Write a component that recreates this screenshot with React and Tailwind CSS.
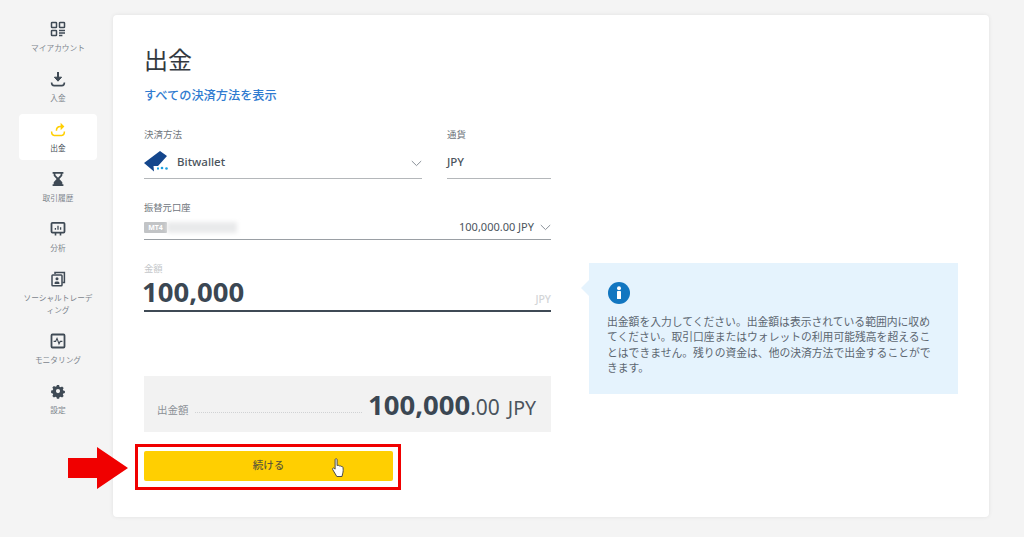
const font = "font-['Noto_Sans','Noto_Sans_CJK_JP',sans-serif]";

function NavIcon({ name, className }) {
  const common = { width: 18, height: 18, viewBox: "0 0 18 18", className };
  if (name === "account")
    return (
      <svg {...common} fill="none" stroke="currentColor" strokeWidth="1.5">
        <rect x="2.5" y="2.5" width="5" height="5" rx="0.6" />
        <rect x="2.5" y="10.5" width="5" height="5" rx="0.6" />
        <rect x="10.5" y="2.5" width="5" height="5" rx="0.6" />
        <path d="M10 10.5h6M10 13h6M10 15.500h3.400" />
      </svg>
    );
  if (name === "deposit")
    return (
      <svg {...common} fill="none" stroke="currentColor" strokeWidth="1.6">
        <path d="M9 2v8.500" strokeWidth="2" />
        <path d="M5.400 7.200h7.200L9 11.200z" fill="currentColor" strokeWidth="1" />
        <path d="M2.600 12.400c0 2.400 1 3.200 2.600 3.200h7.600c1.600 0 2.600-.8 2.600-3.200" />
      </svg>
    );
  if (name === "withdraw")
    return (
      <svg {...common} fill="none" stroke="currentColor" strokeWidth="1.5">
        <path d="M7.400 10.800c0-2.700 1.300-4.300 4-4.300h1" />
        <path d="M11.600 2.800 15.400 6.500l-3.800 3.700z" fill="currentColor" stroke="none" />
        <path d="M2.600 11.600c0 2.800 1 3.800 2.600 3.800h7.600c1.600 0 2.600-1 2.600-3.800" />
      </svg>
    );
  if (name === "history")
    return (
      <svg {...common}>
        <path d="M3.600 2h10.800v1.800h-1.100v2L10.400 9l2.900 3.200v2h1.100V16H3.600v-1.800h1.100v-2L7.600 9 4.700 5.800v-2H3.600z" fill="currentColor" />
        <path d="M6.400 3.800h5.200v1.300L9 7.800 6.400 5.100z" fill="#f4f4f4" />
      </svg>
    );
  if (name === "analysis")
    return (
      <svg {...common} fill="none" stroke="currentColor">
        <rect x="2.500" y="2.800" width="13" height="9.800" rx="1" strokeWidth="1.8" />
        <path d="M6.400 9.800V8M9 9.800V5.800M11.600 9.800V7.200" strokeWidth="1.300" />
        <path d="M6.500 12.600v3M11.500 12.600v3" strokeWidth="1.600" />
      </svg>
    );
  if (name === "social")
    return (
      <svg {...common} fill="none" stroke="currentColor" strokeWidth="1.500">
        <path d="M6 4V2.400h9.400v10.200h-2" />
        <rect x="3" y="5" width="10" height="10.800" rx="0.8" />
        <circle cx="8" cy="8.800" r="1.500" fill="currentColor" stroke="none" />
        <path d="M5.600 14v-1c0-.9 1-1.400 2.400-1.400s2.400.5 2.400 1.400v1z" fill="currentColor" stroke="none" />
      </svg>
    );
  if (name === "monitor")
    return (
      <svg {...common} fill="none" stroke="currentColor">
        <rect x="2.500" y="2.500" width="13" height="13" rx="1" strokeWidth="1.800" />
        <path d="M4.600 9.400h2l1.400-3 2 5.400 1.200-2.400h2.200" strokeWidth="1.100" />
      </svg>
    );
  return (
    <svg {...common}>
      <path
        fillRule="evenodd"
        fill="currentColor"
        d="M7.600 2h2.800l.4 2 1.500.7 1.800-1.100 2 2-1.100 1.800.6 1.400 2 .5v2.600l-2 .5-.6 1.400 1.100 1.800-2 2-1.800-1.100-1.500.7-.4 2H7.600l-.4-2-1.500-.7-1.800 1.100-2-2 1.100-1.800-.6-1.400-2-.5V8.800l2-.5.6-1.400-1.100-1.800 2-2 1.800 1.100 1.500-.7zM9 6.900a2.600 2.600 0 1 0 0 5.200 2.600 2.600 0 0 0 0-5.200z"
        transform="translate(1.800 1.500) scale(0.8)"
      />
    </svg>
  );
}

const navItems = [
  { icon: "account", label: "マイアカウント" },
  { icon: "deposit", label: "入金" },
  { icon: "withdraw", label: "出金", active: true },
  { icon: "history", label: "取引履歴" },
  { icon: "analysis", label: "分析" },
  { icon: "social", label: "ソーシャルトレーディング" },
  { icon: "monitor", label: "モニタリング" },
  { icon: "settings", label: "設定" },
];

function Sidebar() {
  return (
    <nav className="w-[113px] shrink-0 pt-[14px] pl-[19px] pr-4">
      {navItems.map((item) => (
        <div
          key={item.icon}
          className={`flex flex-col items-center pt-[6px] pb-[6px] mb-[4px] rounded-sm ${item.active ? "bg-white" : ""}`}
        >
          <NavIcon name={item.icon} className={item.active ? "text-[#ffcf01]" : "text-[#3f4a55]"} />
          <span
            className={`mt-[4px] w-[74px] text-center text-[7.7px] leading-[12px] ${item.active ? "text-[#3f4a55]" : "text-[#7d858d]"}`}
          >
            {item.label}
          </span>
        </div>
      ))}
    </nav>
  );
}

function Chevron({ className }) {
  return (
    <svg width="11" height="7" viewBox="0 0 11 7" fill="none" stroke="#8a9199" strokeWidth="1" className={className}>
      <path d="M.8 1 5.500 5.600 10.200 1" />
    </svg>
  );
}

function BitwalletLogo() {
  return (
    <svg width="26" height="22" viewBox="0 0 26 22" className="shrink-0">
      <path d="M0 12 16 0l7 5-9 10H9.500l.5 5.500z" fill="#14468c" />
      <path d="M13 17.500h2" stroke="#1c9fe0" strokeWidth="2" />
      <circle cx="18" cy="17" r="1.300" fill="#1c9fe0" />
      <circle cx="22.500" cy="17.500" r="1.300" fill="#1c9fe0" />
    </svg>
  );
}

function PointerCursor() {
  return (
    <svg width="15" height="20" viewBox="0 0 14 20" className="absolute left-[331px] top-[458px]">
      <path
        d="M3.600 1.600c0-1.200 2-1.200 2 0v6l.6-.2c.9-.3 1.500 0 1.700.5.8-.3 1.500 0 1.700.6.9-.3 1.800.1 1.900 1 .3 2.300.3 4-.4 6.300l-.6 2.700H5.300L1.200 11.600c-.7-1 .6-2.200 1.500-1.300l.9.900z"
        fill="#fff"
        stroke="#4a4a4a"
        strokeWidth="1"
        strokeLinejoin="round"
      />
    </svg>
  );
}

function WithdrawForm() {
  return (
    <div className="w-[407px] shrink-0">
      <h1 className="text-[24px] leading-[32px] text-[#33393f] font-normal">出金</h1>
      <a className="block mt-[11px] text-[12.2px] leading-[18px] text-[#2f7bd0] font-medium">すべての決済方法を表示</a>

      <div className="flex gap-[25px] mt-[23px]">
        <div className="w-[278px]">
          <div className="text-[9.5px] leading-[14px] text-[#6f767d]">決済方法</div>
          <div className="flex items-center h-[34px] mt-[3px] border-b border-[#b4b7ba]">
            <BitwalletLogo />
            <span className="ml-[7px] text-[11.5px] font-medium text-[#4b545d]">Bitwallet</span>
            <Chevron className="ml-auto mt-[3px]" />
          </div>
        </div>
        <div className="flex-1">
          <div className="text-[9.5px] leading-[14px] text-[#6f767d]">通貨</div>
          <div className="flex items-center h-[34px] mt-[3px] border-b border-[#b4b7ba] text-[11.5px] font-medium text-[#4b545d]">
            JPY
          </div>
        </div>
      </div>

      <div className="mt-[22px]">
        <div className="text-[9.3px] leading-[14px] text-[#6f767d]">振替元口座</div>
        <div className="flex items-center h-[25px] border-b border-[#9a9fa4]">
          <span className="w-[23px] h-[11px] text-center leading-[11px] text-[7px] font-bold text-white bg-[#c2c4c6] rounded-[1px]">MT4</span>
          <span className="w-[70px] h-[11px] bg-[#e9eaeb] blur-[2px]"></span>
          <span className="ml-auto text-[11px] text-[#4b545d]">100,000.00 JPY</span>
          <Chevron className="ml-[6px]" />
        </div>
      </div>

      <div className="mt-[22px]">
        <div className="text-[9.3px] leading-[14px] text-[#c4c7ca]">金額</div>
        <div className="flex items-end justify-between h-[36px] border-b-2 border-[#3f4a55]">
          <span className="-ml-[2px] text-[27.5px] leading-[36px] font-bold text-[#3b4753]">100,000</span>
          <span className="text-[10.5px] leading-[22px] font-medium text-[#d3d5d7]">JPY</span>
        </div>
      </div>

      <div className="flex items-end h-[56px] mt-[64px] pl-[13px] pr-[15px] pb-[8px] bg-[#f2f2f2]">
        <span className="mb-[7px] text-[10.5px] leading-[14px] text-[#8b9096]">出金額</span>
        <span className="flex-1 mx-[6px] mb-[11px] border-b border-dotted border-[#d0d2d4]"></span>
        <span className="text-[#3b4753] leading-[32px] text-[19.5px]">
          <span className="text-[27.5px] font-bold">100,000</span>
          <span className="text-[21px] text-[#4b545d]">.00</span>
          <span className="ml-[8px] text-[#4b545d]">JPY</span>
        </span>
      </div>

      <button className="block w-[249px] h-[30px] mt-[19px] bg-[#ffcf01] rounded-[2px] text-[10.5px] font-medium text-[#5f5a36]">
        続ける
      </button>
    </div>
  );
}

function InfoBox() {
  return (
    <div className="relative w-[369px] h-[131px] mt-[219px] ml-[38px] px-[19px] pt-[19px] bg-[#e5f3fd]">
      <span className="absolute -left-[8px] top-[17px] w-0 h-0 border-y-[8px] border-y-transparent border-r-[8px] border-r-[#e5f3fd]"></span>
      <svg width="22" height="22" viewBox="0 0 22 22" className="block">
        <circle cx="11" cy="11" r="11" fill="#1276c0" />
        <rect x="9" y="9" width="4" height="8" rx="0.6" fill="#fff" />
        <circle cx="11" cy="6.2" r="2" fill="#fff" />
      </svg>
      <p className="mt-[10px] -ml-px text-[10.8px] leading-[15.3px] text-[#5c6670] w-[331px] break-all">
        出金額を入力してください。出金額は表示されている範囲内に収めてください。取引口座またはウォレットの利用可能残高を超えることはできません。残りの資金は、他の決済方法で出金することができます。
      </p>
    </div>
  );
}

export default function App() {
  return (
    <div className={`relative flex w-[1024px] h-[537px] overflow-hidden bg-[#f4f4f4] ${font}`}>
      <Sidebar />
      <main className="flex w-[876px] h-[502px] mt-[15px] pl-[31px] pt-[29px] bg-white rounded-sm shadow-[0_0_4px_rgba(0,0,0,0.08)]">
        <WithdrawForm />
        <InfoBox />
      </main>

      {/* annotation over the screenshot */}
      <div className="absolute left-[135px] top-[444px] w-[266px] h-[46px] border-[3px] border-[#f00000]"></div>
      <svg width="60" height="42" viewBox="0 0 60 42" className="absolute left-[68px] top-[447px]">
        <path d="M0 11h29V0l31 21-31 21V31H0z" fill="#f00000" />
      </svg>
      <PointerCursor />
    </div>
  );
}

----------

| Aim |
Your task is to pick out every line with the string "screenshot" and copy it.

| Reply |
Write a component that recreates this screenshot with React and Tailwind CSS.
      {/* annotation over the screenshot */}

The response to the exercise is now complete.